» **What to do**
Show, in full, each line of the data that contains "screenshot".

» **Stored rows**
━━━
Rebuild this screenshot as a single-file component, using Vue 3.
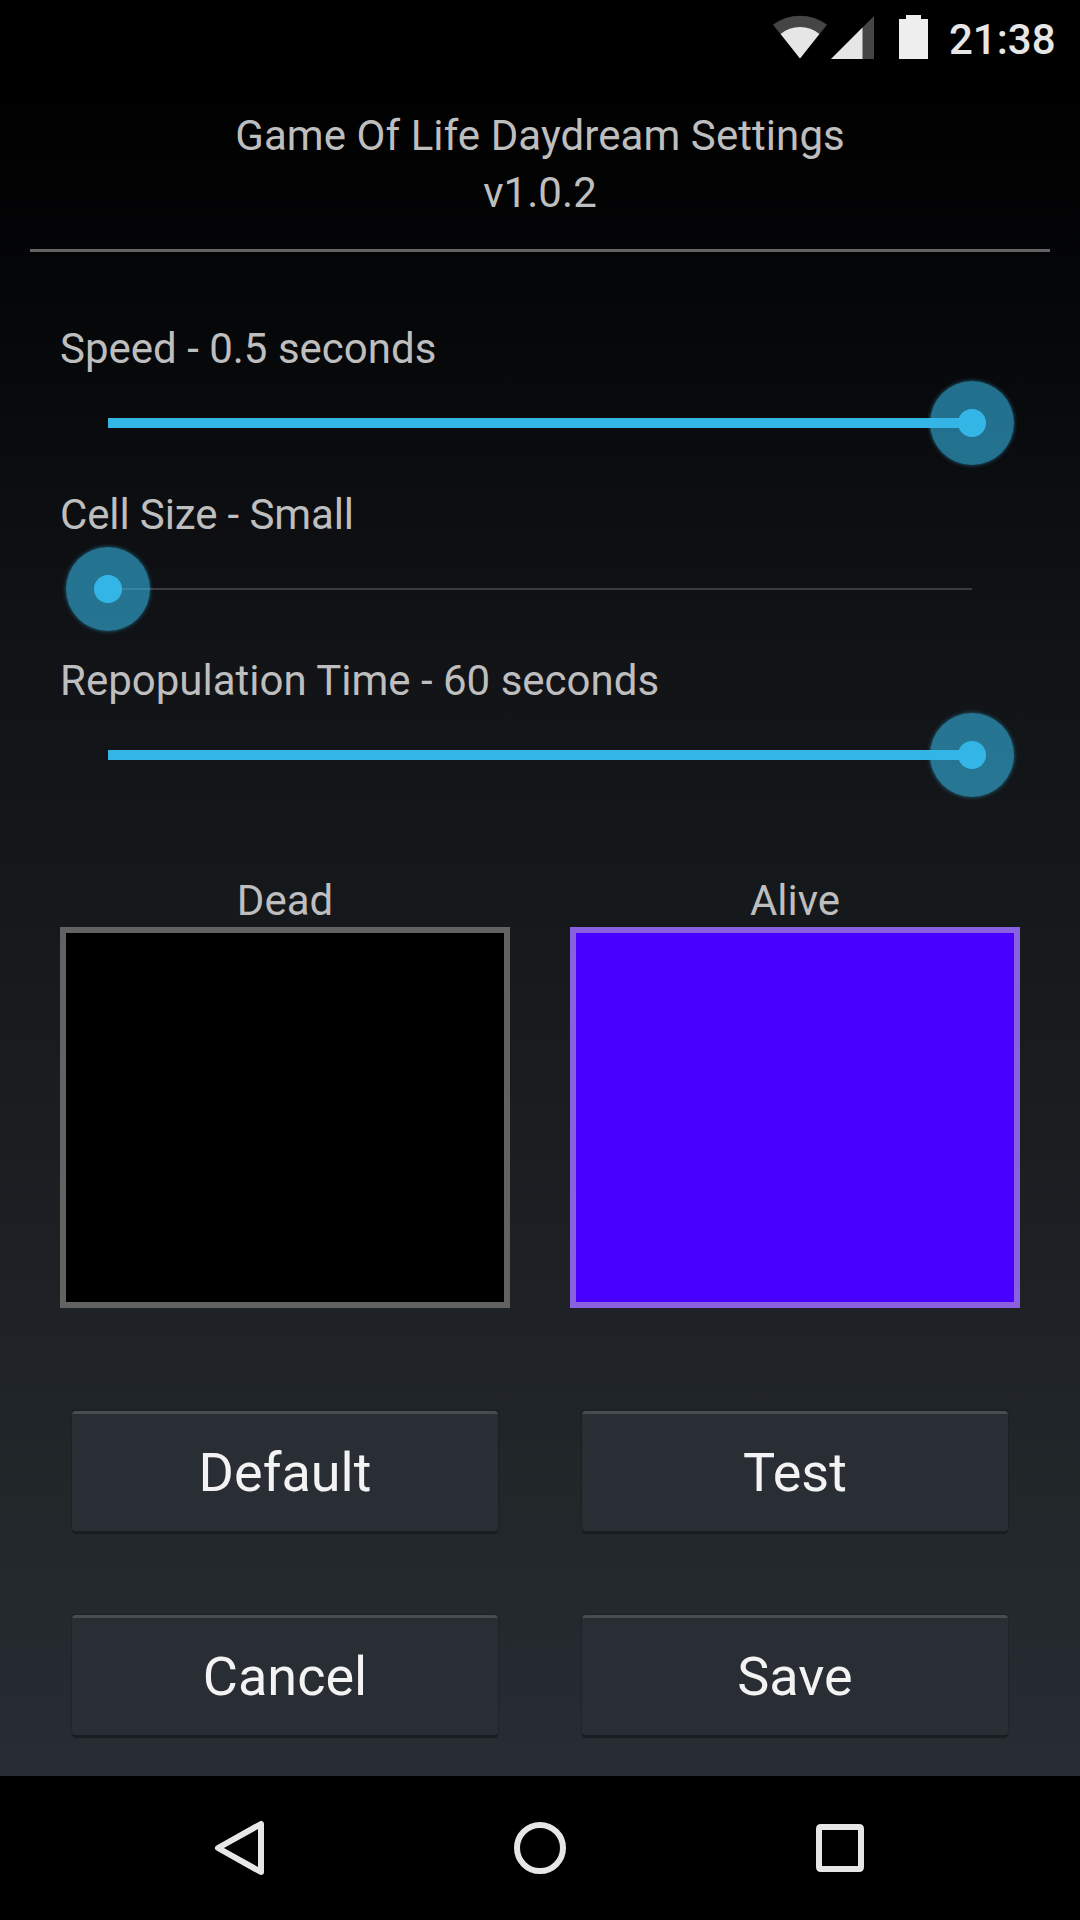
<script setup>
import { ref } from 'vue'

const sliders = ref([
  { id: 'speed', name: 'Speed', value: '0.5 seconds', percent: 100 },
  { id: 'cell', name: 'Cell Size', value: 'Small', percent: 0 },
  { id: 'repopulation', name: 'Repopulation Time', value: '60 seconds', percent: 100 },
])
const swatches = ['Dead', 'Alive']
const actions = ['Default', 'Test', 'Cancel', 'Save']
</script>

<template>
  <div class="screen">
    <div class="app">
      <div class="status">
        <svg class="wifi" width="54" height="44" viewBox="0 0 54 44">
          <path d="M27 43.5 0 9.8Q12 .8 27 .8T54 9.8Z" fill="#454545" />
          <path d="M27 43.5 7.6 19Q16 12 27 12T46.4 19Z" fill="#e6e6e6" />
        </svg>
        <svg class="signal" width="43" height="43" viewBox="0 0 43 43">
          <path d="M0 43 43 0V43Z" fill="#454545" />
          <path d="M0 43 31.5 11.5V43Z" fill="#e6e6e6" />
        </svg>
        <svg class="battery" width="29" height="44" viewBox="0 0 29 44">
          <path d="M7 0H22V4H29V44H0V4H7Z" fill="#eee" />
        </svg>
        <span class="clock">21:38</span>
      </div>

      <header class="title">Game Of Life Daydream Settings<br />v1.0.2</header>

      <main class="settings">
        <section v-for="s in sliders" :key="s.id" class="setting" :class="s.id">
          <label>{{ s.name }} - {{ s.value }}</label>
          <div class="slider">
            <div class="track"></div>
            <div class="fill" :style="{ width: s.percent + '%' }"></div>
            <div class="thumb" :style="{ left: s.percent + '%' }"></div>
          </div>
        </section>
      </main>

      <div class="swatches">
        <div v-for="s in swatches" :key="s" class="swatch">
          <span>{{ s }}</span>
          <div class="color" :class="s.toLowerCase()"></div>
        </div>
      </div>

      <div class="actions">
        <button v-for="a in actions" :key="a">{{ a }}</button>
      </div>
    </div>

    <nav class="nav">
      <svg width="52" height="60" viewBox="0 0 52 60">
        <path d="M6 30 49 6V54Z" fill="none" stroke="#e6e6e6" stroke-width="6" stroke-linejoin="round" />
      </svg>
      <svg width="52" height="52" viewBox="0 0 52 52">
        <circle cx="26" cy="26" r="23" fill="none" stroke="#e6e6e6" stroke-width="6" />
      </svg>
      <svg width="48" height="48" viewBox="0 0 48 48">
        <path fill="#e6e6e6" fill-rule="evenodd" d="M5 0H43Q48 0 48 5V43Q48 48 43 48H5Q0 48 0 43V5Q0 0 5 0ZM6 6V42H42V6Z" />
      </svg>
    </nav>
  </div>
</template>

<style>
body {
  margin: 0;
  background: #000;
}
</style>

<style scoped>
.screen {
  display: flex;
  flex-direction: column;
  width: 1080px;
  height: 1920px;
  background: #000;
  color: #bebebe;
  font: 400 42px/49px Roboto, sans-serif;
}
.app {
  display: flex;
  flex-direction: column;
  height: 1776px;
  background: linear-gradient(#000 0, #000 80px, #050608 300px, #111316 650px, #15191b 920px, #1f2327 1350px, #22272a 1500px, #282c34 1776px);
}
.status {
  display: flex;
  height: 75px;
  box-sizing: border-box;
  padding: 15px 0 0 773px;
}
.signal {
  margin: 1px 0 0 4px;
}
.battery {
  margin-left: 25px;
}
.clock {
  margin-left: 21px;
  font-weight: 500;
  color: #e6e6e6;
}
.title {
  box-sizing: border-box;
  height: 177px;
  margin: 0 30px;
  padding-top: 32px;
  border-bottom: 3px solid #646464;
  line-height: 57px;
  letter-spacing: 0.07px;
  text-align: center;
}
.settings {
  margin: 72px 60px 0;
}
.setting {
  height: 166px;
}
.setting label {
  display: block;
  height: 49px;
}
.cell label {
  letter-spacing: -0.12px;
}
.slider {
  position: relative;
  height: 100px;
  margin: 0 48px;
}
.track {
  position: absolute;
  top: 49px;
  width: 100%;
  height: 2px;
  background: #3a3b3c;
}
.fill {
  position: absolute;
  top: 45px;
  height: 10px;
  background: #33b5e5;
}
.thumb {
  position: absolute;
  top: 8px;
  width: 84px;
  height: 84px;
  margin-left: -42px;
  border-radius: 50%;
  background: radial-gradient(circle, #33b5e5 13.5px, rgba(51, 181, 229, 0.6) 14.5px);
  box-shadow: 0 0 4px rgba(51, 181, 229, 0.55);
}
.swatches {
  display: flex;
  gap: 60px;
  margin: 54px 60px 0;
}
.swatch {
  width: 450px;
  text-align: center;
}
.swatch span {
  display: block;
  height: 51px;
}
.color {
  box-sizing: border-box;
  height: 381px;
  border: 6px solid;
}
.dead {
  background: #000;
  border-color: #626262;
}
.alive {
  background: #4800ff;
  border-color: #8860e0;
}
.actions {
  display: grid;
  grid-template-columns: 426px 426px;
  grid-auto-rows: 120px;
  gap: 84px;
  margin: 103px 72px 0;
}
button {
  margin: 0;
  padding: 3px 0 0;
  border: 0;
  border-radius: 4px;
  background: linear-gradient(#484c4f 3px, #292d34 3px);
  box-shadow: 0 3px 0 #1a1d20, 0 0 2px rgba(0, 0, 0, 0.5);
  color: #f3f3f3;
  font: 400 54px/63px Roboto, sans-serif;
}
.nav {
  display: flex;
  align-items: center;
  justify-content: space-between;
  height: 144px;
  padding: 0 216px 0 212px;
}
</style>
━━━
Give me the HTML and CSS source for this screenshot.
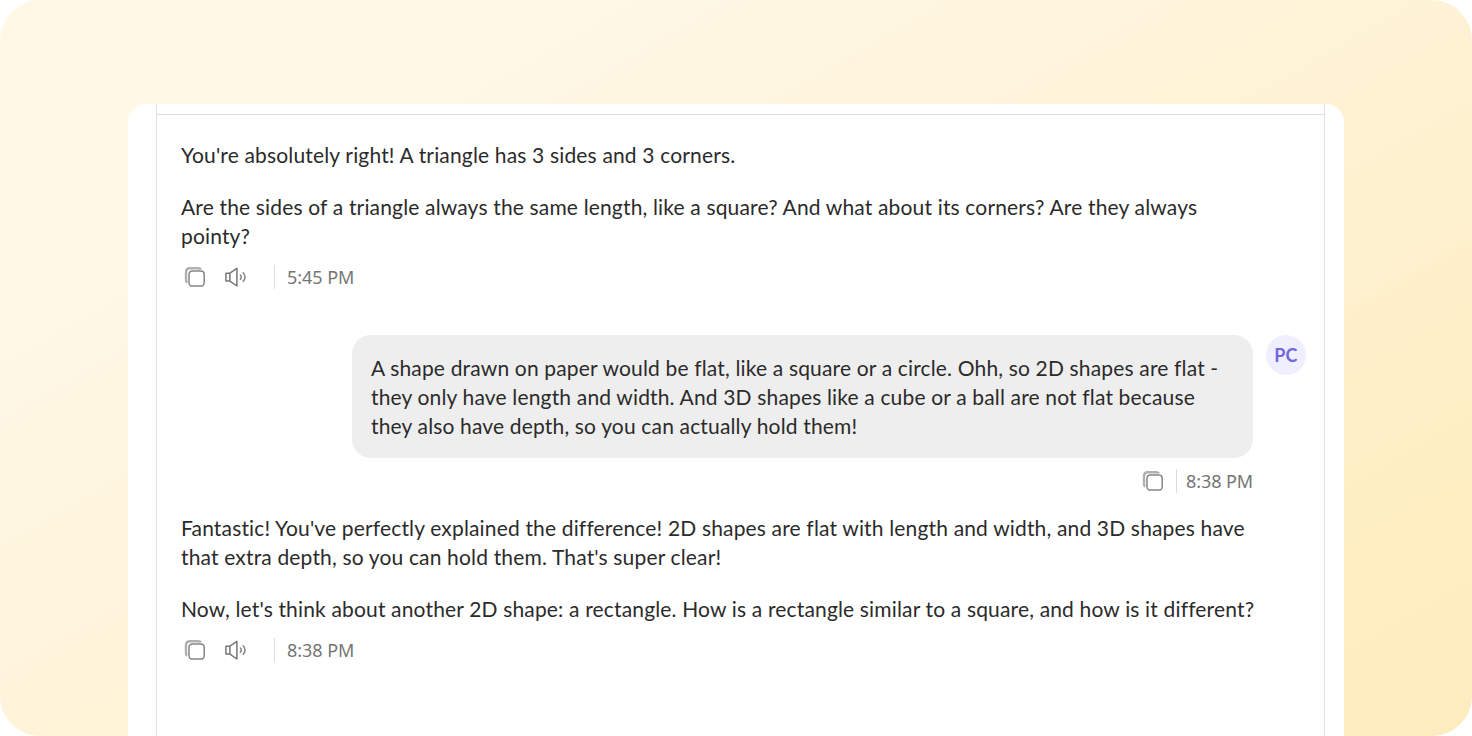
━━━
» **Written response**
Rebuild this screenshot as a single-file component, using Vue 3.
Give me the HTML and CSS source for this screenshot.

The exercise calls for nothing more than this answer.